> [WHAT YOU WILL DO]: Where a line in the listing contains the string "index", copy that line out.

> [SUPPLIED MATERIAL]:
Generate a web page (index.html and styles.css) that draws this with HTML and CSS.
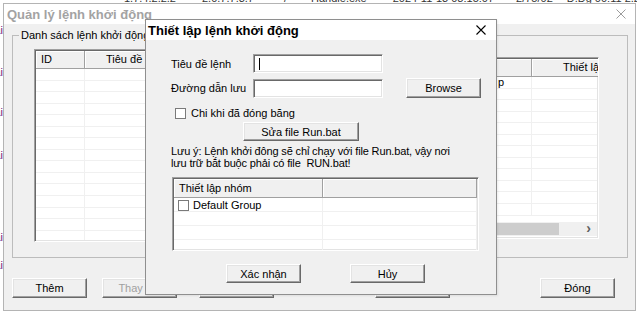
FILE: index.html
```html
<!DOCTYPE html>
<html lang="vi">
<head>
<meta charset="utf-8">
<title>Thiết lập lệnh khởi động</title>
<link rel="stylesheet" href="styles.css">
</head>
<body>
<div class="desktop">
  <div class="bg-strip">
    <span class="s1">1.7.4.2.2.2</span>
    <span class="s2">2.0.7.7.3.7</span>
    <span class="s3">/</span>
    <span class="s4">Handle.exe</span>
    <span class="s5">2024-11-13 08:15:07</span>
    <span class="s6">2/75/02</span>
    <span class="s7">Đ.Đg 00:11 2.2</span>
  </div>
  <div class="bg-left">
    <span class="m1">Tài</span>
    <span class="m2">Tài</span>
    <span class="m3">Tài</span>
    <span class="m4">Tài</span>
    <span class="m5">Tài</span>
    <span class="m6">Tài</span>
  </div>

  <div class="main-win">
    <div class="main-title">
      <span class="main-title-text">Quản lý lệnh khởi động</span>
      <svg class="close-x grey" width="10" height="10" viewBox="0 0 10 10"><path d="M0.5 0.5L9.5 9.5M9.5 0.5L0.5 9.5" stroke="currentColor" stroke-width="1"/></svg>
    </div>
    <div class="main-body">
      <fieldset class="group">
        <legend>Danh sách lệnh khởi động</legend>
        <div class="lists">
          <div class="list list-left">
            <div class="lhead cols-left">
              <div class="hcell">ID</div>
              <div class="hcell title-col">Tiêu đề</div>
              <div class="hcell center"></div>
            </div>
            <div class="lrows">
              <div class="lrow cols-left"><div></div><div></div><div></div></div>
              <div class="lrow cols-left"><div></div><div></div><div></div></div>
              <div class="lrow cols-left"><div></div><div></div><div></div></div>
              <div class="lrow cols-left"><div></div><div></div><div></div></div>
              <div class="lrow cols-left"><div></div><div></div><div></div></div>
              <div class="lrow cols-left"><div></div><div></div><div></div></div>
              <div class="lrow cols-left"><div></div><div></div><div></div></div>
              <div class="lrow cols-left"><div></div><div></div><div></div></div>
              <div class="lrow cols-left"><div></div><div></div><div></div></div>
              <div class="lrow cols-left"><div></div><div></div><div></div></div>
              <div class="lrow cols-left"><div></div><div></div><div></div></div>
              <div class="lrow cols-left"><div></div><div></div><div></div></div>
              <div class="lrow cols-left"><div></div><div></div><div></div></div>
              <div class="lrow cols-left"><div></div><div></div><div></div></div>
              <div class="lrow cols-left"><div></div><div></div><div></div></div>
              <div class="lrow cols-left"><div></div><div></div><div></div></div>
            </div>
          </div>
          <div class="list list-right">
            <div class="lhead cols-right">
              <div class="hcell center"></div>
              <div class="hcell center">Thiết lập</div>
            </div>
            <div class="lrows">
              <div class="lrow cols-right"><div class="grp">p</div><div></div></div>
              <div class="lrow cols-right"><div></div><div></div></div>
              <div class="lrow cols-right"><div></div><div></div></div>
              <div class="lrow cols-right"><div></div><div></div></div>
              <div class="lrow cols-right"><div></div><div></div></div>
              <div class="lrow cols-right"><div></div><div></div></div>
              <div class="lrow cols-right"><div></div><div></div></div>
              <div class="lrow cols-right"><div></div><div></div></div>
              <div class="lrow cols-right"><div></div><div></div></div>
              <div class="lrow cols-right"><div></div><div></div></div>
              <div class="lrow cols-right"><div></div><div></div></div>
              <div class="lrow cols-right"><div></div><div></div></div>
            </div>
            <div class="hscroll">
              <div class="sb-arrow"></div>
              <div class="sb-thumb"></div>
              <div class="sb-track"></div>
              <div class="sb-arrow">&rsaquo;</div>
            </div>
          </div>
        </div>
      </fieldset>
      <div class="main-actions">
        <button class="btn b-them">Thêm</button>
        <button class="btn b-thay" disabled>Thay đổi</button>
        <button class="btn b-xoa"></button>
        <button class="btn b-chay"></button>
        <button class="btn b-dong">Đóng</button>
      </div>
    </div>
  </div>

  <div class="dialog">
    <div class="dlg-title">
      <span class="dlg-title-text">Thiết lập lệnh khởi động</span>
      <svg class="close-x" width="10" height="10" viewBox="0 0 10 10"><path d="M0.5 0.5L9.5 9.5M9.5 0.5L0.5 9.5" stroke="currentColor" stroke-width="1.1"/></svg>
    </div>
    <div class="dlg-body">
      <div class="form-row r1">
        <label class="lbl">Tiêu đề lệnh</label>
        <div class="input"><span class="caret"></span></div>
      </div>
      <div class="form-row r2">
        <label class="lbl">Đường dẫn lưu</label>
        <div class="input"></div>
        <button class="btn browse">Browse</button>
      </div>
      <div class="check-row">
        <span class="chk"></span>
        <span>Chi khi đã đóng băng</span>
      </div>
      <button class="btn edit">Sửa file Run.bat</button>
      <p class="note">Lưu ý: Lệnh khởi đông sẽ chỉ chạy với file Run.bat, vậy nơi<br>lưu trữ bắt buộc phải có file&nbsp; RUN.bat!</p>
      <div class="glist">
        <div class="ghead">
          <div class="hcell">Thiết lập nhóm</div>
          <div class="hcell"></div>
        </div>
        <div class="grow first"><div class="gcell"><span class="chk"></span><span>Default Group</span></div><div class="gcell"></div></div>
        <div class="grow"><div class="gcell"></div><div class="gcell"></div></div>
        <div class="grow"><div class="gcell"></div><div class="gcell"></div></div>
        <div class="grow"><div class="gcell"></div><div class="gcell"></div></div>
      </div>
      <div class="dlg-actions">
        <button class="btn ok">Xác nhận</button>
        <button class="btn cancel">Hủy</button>
      </div>
    </div>
  </div>
</div>
</body>
</html>
```

FILE: styles.css
```css
* { box-sizing: border-box; }
html, body { margin: 0; padding: 0; }
body {
  width: 637px;
  height: 312px;
  overflow: hidden;
  background: #ffffff;
  font-family: "Liberation Sans", Arial, sans-serif;
  font-size: 11px;
  color: #000;
}
.desktop { position: relative; width: 637px; height: 312px; overflow: hidden; }

/* background application fragments */
.bg-strip {
  position: absolute;
  left: 0;
  top: -8px;
  display: flex;
  font-size: 11px;
  line-height: 12px;
  color: #333;
  white-space: nowrap;
}
.bg-strip .s1 { margin-left: 124px; }
.bg-strip .s2 { margin-left: 26px; }
.bg-strip .s3 { margin-left: 30px; }
.bg-strip .s4 { margin-left: 24px; }
.bg-strip .s5 { margin-left: 26px; }
.bg-strip .s6 { margin-left: 22px; }
.bg-strip .s7 { margin-left: 14px; }

.bg-left {
  position: absolute;
  right: 634px;
  top: 0;
  display: flex;
  flex-direction: column;
  align-items: flex-end;
  color: #7a1a7a;
  font-size: 11px;
  line-height: 12px;
}
.bg-left .m1 { margin-top: 24px; }
.bg-left .m2 { margin-top: 30px; }
.bg-left .m3 { margin-top: 28px; }
.bg-left .m4 { margin-top: 31px; }
.bg-left .m5 { margin-top: 70px; }
.bg-left .m6 { margin-top: 16px; }

/* main window */
.main-win {
  position: absolute;
  left: 3px;
  top: 3px;
  width: 633px;
  height: 308px;
  border: 1px solid #b4b4b4;
  background: #f0f0f0;
  display: flex;
  flex-direction: column;
}
.main-title {
  height: 20px;
  flex: none;
  background: #ffffff;
  display: flex;
  align-items: center;
  justify-content: space-between;
  padding: 0 9px 0 3px;
}
.main-title-text {
  font-weight: bold;
  font-size: 13px;
  color: #a3a3a3;
}
.close-x { display: block; color: #000; }
.close-x.grey { color: #9c9c9c; }

.main-body { display: flex; flex-direction: column; }

.group {
  margin: 5px 0 0 8px;
  width: 616px;
  height: 229px;
  border: 1px solid #bcbcbc;
  padding: 7px 0 0 0;
  min-width: 0;
}
.group legend {
  margin-left: 6px;
  padding: 0 2px;
  font-size: 11px;
  line-height: 13px;
}

.lists {
  display: flex;
  align-items: flex-start;
  margin-left: 21px;
  gap: 10px;
}
.list {
  background: #fff;
  border: 1px solid;
  border-color: #a0a0a0 #ffffff #ffffff #a0a0a0;
  box-shadow: inset 1px 1px #696969, inset -1px -1px #e3e3e3;
  padding: 1px;
  overflow: hidden;
  display: flex;
  flex-direction: column;
}
.list-left { width: 267px; height: 193px; }
.list-right { width: 288px; height: 182px; margin-top: 8px; }

.lhead {
  display: grid;
  height: 18px;
  flex: none;
}
.cols-left { display: grid; grid-template-columns: 49px 110px 120px; }
.cols-right { display: grid; grid-template-columns: 219px 120px; }

.hcell {
  background: #f0f0f0;
  border-right: 1px solid #a0a0a0;
  border-bottom: 1px solid #a0a0a0;
  box-shadow: inset 1px 1px #ffffff;
  padding: 0 0 0 5px;
  line-height: 17px;
  white-space: nowrap;
  overflow: hidden;
}
.hcell.center { text-align: center; padding: 0; }
.hcell.title-col { padding-left: 21px; }
.list-right .hcell:last-child { text-align: left; padding-left: 31px; }

.lrows { flex: 1; overflow: hidden; }
.lrow {
  height: 11.55px;
  border-bottom: 1px solid #f0f0f0;
}
.lrow > div { border-right: 1px solid #f0f0f0; white-space: nowrap; overflow: hidden; line-height: 11px; }
.lrow .grp { padding-left: 185px; }

.hscroll {
  flex: none;
  height: 14px;
  display: flex;
  background: #f0f0f0;
  margin-bottom: 1px;
}
.sb-arrow {
  width: 17px;
  text-align: center;
  font-size: 14px;
  line-height: 13px;
  font-weight: bold;
  color: #606060;
}
.sb-thumb { width: 229px; margin: 1px 0; background: #cdcdcd; }
.sb-track { flex: 1; }

.main-actions {
  display: flex;
  margin: 20px 0 0 8px;
}
.btn {
  font-family: inherit;
  font-size: 11px;
  color: #000;
  background: #f0f0f0;
  border: 1px solid;
  border-color: #ffffff #696969 #696969 #ffffff;
  box-shadow: inset -1px -1px #a0a0a0, inset 1px 1px #e3e3e3;
  padding: 0;
  margin: 0;
  height: 20px;
  width: 75px;
}
.btn:disabled { color: #a0a0a0; }
.b-thay { margin-left: 15px; }
.b-xoa { margin-left: 22px; }
.b-chay { margin-left: 101px; }
.b-dong { margin-left: 90px; }

/* dialog */
.dialog {
  position: absolute;
  left: 145px;
  top: 19px;
  width: 352px;
  height: 276px;
  border: 1px solid #8f8f8f;
  background: #f0f0f0;
  display: flex;
  flex-direction: column;
  box-shadow: 1px 1px 2px rgba(0,0,0,0.08);
}
.dlg-title {
  height: 20px;
  flex: none;
  background: #fff;
  display: flex;
  align-items: center;
  justify-content: space-between;
  padding: 0 10px 0 2px;
}
.dlg-title-text { font-weight: bold; font-size: 13px; }

.dlg-body {
  display: flex;
  flex-direction: column;
  align-items: flex-start;
  padding-left: 25px;
}
.form-row { display: flex; align-items: center; }
.form-row.r1 { margin-top: 14px; }
.form-row.r2 { margin-top: 5px; }
.lbl { width: 82px; }
.input {
  width: 130px;
  height: 19px;
  background: #fff;
  border: 1px solid;
  border-color: #a0a0a0 #ffffff #ffffff #a0a0a0;
  box-shadow: inset 1px 1px #696969, inset -1px -1px #e3e3e3;
  padding: 3px 0 0 5px;
}
.caret { display: block; width: 1px; height: 12px; background: #000; }
.browse { margin-left: 23px; }

.check-row {
  display: flex;
  align-items: center;
  height: 11px;
  margin: 10px 0 0 4px;
  gap: 5px;
  line-height: 11px;
}
.chk {
  display: inline-block;
  width: 11px;
  height: 11px;
  background: #fff;
  border: 1px solid #7a7a7a;
  flex: none;
}
.edit { width: 116px; height: 19px; margin: 3px 0 0 72px; }

.note {
  margin: 4px 0 0 0;
  line-height: 12px;
  white-space: nowrap;
  letter-spacing: -0.15px;
}

.glist {
  margin: 8px 0 0 1px;
  width: 307px;
  height: 74px;
  background: #fff;
  border: 1px solid;
  border-color: #a0a0a0 #ffffff #ffffff #a0a0a0;
  box-shadow: inset 1px 1px #696969, inset -1px -1px #e3e3e3;
  padding: 1px;
  overflow: hidden;
}
.ghead { display: grid; grid-template-columns: 149px 1fr; height: 19px; }
.ghead .hcell { line-height: 18px; }
.grow {
  display: grid;
  grid-template-columns: 149px 1fr;
  height: 14px;
  border-bottom: 1px solid #f0f0f0;
}
.gcell { border-right: 1px solid #f0f0f0; display: flex; align-items: center; gap: 4px; padding-left: 4px; }
.grow.first .gcell { padding-top: 1px; }

.dlg-actions { display: flex; margin: 13px 0 0 55px; gap: 49px; }
.dlg-actions .btn { height: 19px; }
```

> [TASK RESPONSE]:
Generate a web page (index.html and styles.css) that draws this with HTML and CSS.
FILE: index.html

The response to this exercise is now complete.